Document fairness thresholds based on legal/policy requirements:

metrics:
  fairness:
    thresholds:
      demographic_parity: 0.10 # Max 10% selection rate difference
      equal_opportunity: 0.05 # Max 5% TPR difference

3. Use Confidence Intervals for Decision-Making

Don't: Rely on point estimates alone Do: Check if disparity CI excludes zero

Example:

  • TPR disparity = 0.08, CI = [-0.02, 0.18]
  • Interpretation: Not statistically significant (CI includes 0)
  • Action: Collect more data before concluding disparity exists

4. Document Small Sample Sizes

Always flag low-power groups in reports:

Note: Fairness metrics for group X (n=12) have low statistical power.
Results should be interpreted with caution. Recommend collecting
additional data (target: n≥30) for reliable disparity detection.

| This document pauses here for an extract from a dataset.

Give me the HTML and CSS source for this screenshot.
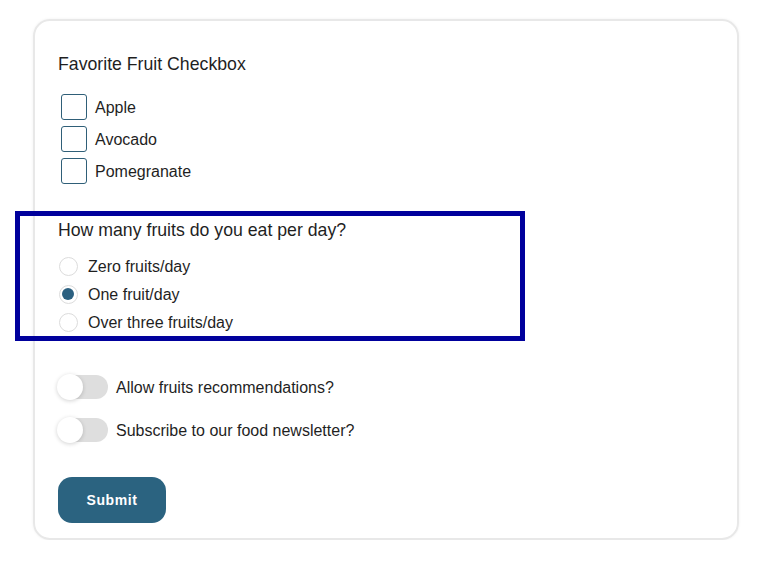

5. Combine with Dataset Bias Analysis

Individual fairness complements dataset bias:

  • Dataset bias: Catches proxies and sampling issues
  • Individual fairness: Catches model reliance on protected attributes

Run both for comprehensive fairness assessment.

Implementation Details

Modules:

  • glassalpha.metrics.fairness.runner: Main fairness pipeline
  • glassalpha.metrics.fairness.individual: Individual fairness (E11)
  • glassalpha.metrics.fairness.intersectional: Intersectional fairness (E5.1)
  • glassalpha.metrics.fairness.bootstrap: Confidence intervals (E10)

Test Coverage: 64 contract tests covering determinism, edge cases, and integration.

Summary

Three-level fairness analysis:

  1. Group Fairness (E10): Standard metrics with statistical confidence

  2. TPR, FPR, precision, recall, selection rate

  3. Bootstrap 95% CIs
  4. Sample size warnings

  5. Intersectional Fairness (E5.1): Hidden bias detection

  6. 2-way interactions (gender×race, age×income, etc.)

  7. Disparity metrics (max-min difference/ratio)
  8. Per-intersection sample warnings

  9. Individual Fairness (E11): Consistency and disparate treatment

  10. Consistency score (similar individuals → similar predictions)
  11. Matched pairs report (flag disparate treatment cases)
  12. Counterfactual flip test (protected attribute reliance)

All deterministic, reproducible, and export-ready for regulatory submission.